> Goal of the exercise
Copy out each line that includes the word "styles".

###

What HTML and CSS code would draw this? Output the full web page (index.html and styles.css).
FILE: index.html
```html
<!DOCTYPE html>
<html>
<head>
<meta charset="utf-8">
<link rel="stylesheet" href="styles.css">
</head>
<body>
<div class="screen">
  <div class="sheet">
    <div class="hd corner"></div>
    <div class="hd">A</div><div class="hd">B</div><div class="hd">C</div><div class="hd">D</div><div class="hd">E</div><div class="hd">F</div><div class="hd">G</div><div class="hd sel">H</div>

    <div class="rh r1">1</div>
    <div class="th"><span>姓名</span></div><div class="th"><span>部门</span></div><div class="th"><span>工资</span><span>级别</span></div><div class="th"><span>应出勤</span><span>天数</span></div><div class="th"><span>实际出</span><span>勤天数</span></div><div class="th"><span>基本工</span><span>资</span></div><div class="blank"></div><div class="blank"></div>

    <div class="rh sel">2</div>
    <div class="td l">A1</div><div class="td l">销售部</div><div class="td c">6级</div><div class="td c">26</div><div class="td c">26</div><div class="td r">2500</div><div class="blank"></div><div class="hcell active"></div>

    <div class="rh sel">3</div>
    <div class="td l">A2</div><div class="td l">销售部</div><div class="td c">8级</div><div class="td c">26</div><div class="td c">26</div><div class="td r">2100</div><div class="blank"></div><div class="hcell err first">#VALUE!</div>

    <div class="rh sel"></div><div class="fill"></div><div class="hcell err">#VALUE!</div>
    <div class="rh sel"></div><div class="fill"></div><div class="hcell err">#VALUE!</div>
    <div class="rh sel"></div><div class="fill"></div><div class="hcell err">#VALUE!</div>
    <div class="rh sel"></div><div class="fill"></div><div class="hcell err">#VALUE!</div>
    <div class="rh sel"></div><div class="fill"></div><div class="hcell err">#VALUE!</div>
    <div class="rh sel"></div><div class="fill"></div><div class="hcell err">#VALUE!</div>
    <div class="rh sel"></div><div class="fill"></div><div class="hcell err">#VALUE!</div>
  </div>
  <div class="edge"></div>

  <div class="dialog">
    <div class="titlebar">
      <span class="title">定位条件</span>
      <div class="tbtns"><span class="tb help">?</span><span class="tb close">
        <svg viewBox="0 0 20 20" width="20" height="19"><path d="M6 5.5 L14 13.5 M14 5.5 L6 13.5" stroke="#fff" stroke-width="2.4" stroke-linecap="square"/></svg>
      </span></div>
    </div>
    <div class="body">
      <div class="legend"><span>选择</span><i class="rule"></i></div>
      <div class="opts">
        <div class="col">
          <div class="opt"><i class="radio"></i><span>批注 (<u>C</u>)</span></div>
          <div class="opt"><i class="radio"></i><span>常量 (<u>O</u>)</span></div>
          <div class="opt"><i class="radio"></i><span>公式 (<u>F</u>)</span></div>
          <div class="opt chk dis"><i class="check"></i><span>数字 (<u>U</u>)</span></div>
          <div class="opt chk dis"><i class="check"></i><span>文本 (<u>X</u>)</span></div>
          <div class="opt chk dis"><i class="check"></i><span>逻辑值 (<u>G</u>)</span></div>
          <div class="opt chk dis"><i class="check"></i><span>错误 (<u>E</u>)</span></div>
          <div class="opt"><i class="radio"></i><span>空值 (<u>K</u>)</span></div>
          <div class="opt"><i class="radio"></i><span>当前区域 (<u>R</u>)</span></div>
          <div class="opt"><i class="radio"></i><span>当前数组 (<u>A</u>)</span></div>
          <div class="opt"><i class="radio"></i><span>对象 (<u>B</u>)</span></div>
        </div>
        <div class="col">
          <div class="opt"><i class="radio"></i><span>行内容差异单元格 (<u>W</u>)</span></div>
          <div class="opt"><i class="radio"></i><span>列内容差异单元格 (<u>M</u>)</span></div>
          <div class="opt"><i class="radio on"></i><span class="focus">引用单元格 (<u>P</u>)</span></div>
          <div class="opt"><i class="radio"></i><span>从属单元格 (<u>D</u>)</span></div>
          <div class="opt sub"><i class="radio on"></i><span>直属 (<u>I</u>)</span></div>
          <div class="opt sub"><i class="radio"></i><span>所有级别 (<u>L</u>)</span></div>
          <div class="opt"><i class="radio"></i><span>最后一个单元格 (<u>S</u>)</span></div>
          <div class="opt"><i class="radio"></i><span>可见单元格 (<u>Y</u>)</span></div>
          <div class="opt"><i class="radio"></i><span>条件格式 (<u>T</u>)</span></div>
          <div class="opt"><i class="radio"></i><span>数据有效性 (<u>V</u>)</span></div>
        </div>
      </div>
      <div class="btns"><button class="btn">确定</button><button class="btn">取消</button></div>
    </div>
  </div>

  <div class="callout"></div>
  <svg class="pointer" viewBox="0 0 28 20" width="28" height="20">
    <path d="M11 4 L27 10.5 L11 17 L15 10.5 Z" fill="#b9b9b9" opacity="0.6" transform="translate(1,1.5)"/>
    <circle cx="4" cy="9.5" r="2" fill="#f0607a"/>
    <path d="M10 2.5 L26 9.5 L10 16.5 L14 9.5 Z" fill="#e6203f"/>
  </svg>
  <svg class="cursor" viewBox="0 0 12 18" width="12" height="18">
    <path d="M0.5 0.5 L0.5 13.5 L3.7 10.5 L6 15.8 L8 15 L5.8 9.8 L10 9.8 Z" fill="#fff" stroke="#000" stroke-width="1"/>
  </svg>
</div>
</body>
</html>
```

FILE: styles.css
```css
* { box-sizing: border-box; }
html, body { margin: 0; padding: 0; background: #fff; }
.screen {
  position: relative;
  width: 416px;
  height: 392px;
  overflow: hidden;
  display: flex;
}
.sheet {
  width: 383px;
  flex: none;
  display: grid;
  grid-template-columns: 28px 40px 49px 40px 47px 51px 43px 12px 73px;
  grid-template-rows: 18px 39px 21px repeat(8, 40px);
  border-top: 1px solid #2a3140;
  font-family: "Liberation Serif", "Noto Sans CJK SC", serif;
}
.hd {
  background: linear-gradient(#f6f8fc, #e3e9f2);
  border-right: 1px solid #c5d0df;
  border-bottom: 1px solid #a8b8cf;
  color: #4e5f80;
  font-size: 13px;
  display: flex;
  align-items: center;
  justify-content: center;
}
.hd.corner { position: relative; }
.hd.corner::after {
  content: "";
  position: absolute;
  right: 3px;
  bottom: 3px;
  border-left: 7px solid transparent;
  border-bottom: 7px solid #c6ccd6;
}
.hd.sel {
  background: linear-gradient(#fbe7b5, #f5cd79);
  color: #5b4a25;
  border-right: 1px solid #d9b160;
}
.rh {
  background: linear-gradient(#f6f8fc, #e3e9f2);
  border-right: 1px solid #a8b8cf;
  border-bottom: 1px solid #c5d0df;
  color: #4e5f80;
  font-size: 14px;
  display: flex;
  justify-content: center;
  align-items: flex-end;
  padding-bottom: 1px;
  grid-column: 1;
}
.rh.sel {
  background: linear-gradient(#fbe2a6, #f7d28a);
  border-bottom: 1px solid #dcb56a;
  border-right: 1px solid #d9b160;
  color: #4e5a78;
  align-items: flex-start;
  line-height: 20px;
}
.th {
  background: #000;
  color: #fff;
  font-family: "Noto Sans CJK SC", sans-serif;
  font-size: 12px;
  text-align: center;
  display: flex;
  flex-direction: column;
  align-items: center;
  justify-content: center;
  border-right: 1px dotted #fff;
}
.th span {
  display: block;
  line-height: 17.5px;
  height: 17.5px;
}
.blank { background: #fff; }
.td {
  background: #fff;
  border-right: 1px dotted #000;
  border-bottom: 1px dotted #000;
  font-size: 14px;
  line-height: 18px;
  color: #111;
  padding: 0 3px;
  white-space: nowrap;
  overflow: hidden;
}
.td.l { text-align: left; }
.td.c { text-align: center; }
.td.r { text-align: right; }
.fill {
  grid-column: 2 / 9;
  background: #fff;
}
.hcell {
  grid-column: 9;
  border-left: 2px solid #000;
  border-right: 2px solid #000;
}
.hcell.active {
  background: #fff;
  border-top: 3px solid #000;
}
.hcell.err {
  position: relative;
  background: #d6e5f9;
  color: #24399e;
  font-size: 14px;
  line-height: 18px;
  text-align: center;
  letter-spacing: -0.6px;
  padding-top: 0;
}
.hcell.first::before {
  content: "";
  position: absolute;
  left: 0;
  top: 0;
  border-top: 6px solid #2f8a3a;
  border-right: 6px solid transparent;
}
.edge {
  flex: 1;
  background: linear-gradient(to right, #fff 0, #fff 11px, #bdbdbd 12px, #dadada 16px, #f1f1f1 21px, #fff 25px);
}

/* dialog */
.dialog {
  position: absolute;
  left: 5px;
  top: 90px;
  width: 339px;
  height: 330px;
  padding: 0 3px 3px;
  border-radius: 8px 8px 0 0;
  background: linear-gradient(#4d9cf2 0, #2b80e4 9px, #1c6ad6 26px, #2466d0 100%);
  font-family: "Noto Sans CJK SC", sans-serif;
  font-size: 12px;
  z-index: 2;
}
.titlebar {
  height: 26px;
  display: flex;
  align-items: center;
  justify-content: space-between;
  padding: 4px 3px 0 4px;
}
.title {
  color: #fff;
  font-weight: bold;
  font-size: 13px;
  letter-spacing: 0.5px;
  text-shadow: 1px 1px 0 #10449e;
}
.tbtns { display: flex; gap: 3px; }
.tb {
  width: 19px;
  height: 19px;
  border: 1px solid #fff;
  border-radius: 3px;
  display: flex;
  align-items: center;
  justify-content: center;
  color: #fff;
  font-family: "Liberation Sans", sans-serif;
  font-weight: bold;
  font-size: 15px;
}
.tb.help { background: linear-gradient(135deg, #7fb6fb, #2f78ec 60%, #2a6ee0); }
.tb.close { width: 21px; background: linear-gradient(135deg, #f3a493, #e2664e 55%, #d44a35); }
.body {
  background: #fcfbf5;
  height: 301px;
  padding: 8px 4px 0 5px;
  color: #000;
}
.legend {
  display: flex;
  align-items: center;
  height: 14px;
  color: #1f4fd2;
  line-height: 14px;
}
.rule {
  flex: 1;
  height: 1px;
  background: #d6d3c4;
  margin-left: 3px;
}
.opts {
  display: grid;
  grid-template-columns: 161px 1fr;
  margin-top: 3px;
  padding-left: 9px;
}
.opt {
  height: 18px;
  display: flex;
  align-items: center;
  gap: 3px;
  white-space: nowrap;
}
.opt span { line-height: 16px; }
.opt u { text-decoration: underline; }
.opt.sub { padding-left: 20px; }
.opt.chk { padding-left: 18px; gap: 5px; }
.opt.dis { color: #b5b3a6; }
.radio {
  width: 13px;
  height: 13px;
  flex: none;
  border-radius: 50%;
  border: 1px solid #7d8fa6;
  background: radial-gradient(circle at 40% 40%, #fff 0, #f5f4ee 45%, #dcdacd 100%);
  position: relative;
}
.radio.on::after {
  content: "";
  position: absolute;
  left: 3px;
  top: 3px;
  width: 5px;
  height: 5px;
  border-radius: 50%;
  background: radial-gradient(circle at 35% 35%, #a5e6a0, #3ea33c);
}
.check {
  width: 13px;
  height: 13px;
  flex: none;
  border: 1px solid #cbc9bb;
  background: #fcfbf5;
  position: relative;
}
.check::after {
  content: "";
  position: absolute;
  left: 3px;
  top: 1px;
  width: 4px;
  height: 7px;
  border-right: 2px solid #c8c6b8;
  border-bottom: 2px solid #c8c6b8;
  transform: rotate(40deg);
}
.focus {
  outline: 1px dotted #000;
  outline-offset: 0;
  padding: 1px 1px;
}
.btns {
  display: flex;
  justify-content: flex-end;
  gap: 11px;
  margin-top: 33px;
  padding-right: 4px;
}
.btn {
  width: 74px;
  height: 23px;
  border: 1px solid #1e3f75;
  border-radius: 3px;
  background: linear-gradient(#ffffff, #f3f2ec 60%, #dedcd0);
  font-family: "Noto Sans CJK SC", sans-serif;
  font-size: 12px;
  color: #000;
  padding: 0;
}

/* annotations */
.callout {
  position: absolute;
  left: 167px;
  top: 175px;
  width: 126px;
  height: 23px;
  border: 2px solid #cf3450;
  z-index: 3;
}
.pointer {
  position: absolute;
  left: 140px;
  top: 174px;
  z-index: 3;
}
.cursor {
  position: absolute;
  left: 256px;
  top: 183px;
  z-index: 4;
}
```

###

> Solution to the exercise
What HTML and CSS code would draw this? Output the full web page (index.html and styles.css).
<link rel="stylesheet" href="styles.css">
FILE: styles.css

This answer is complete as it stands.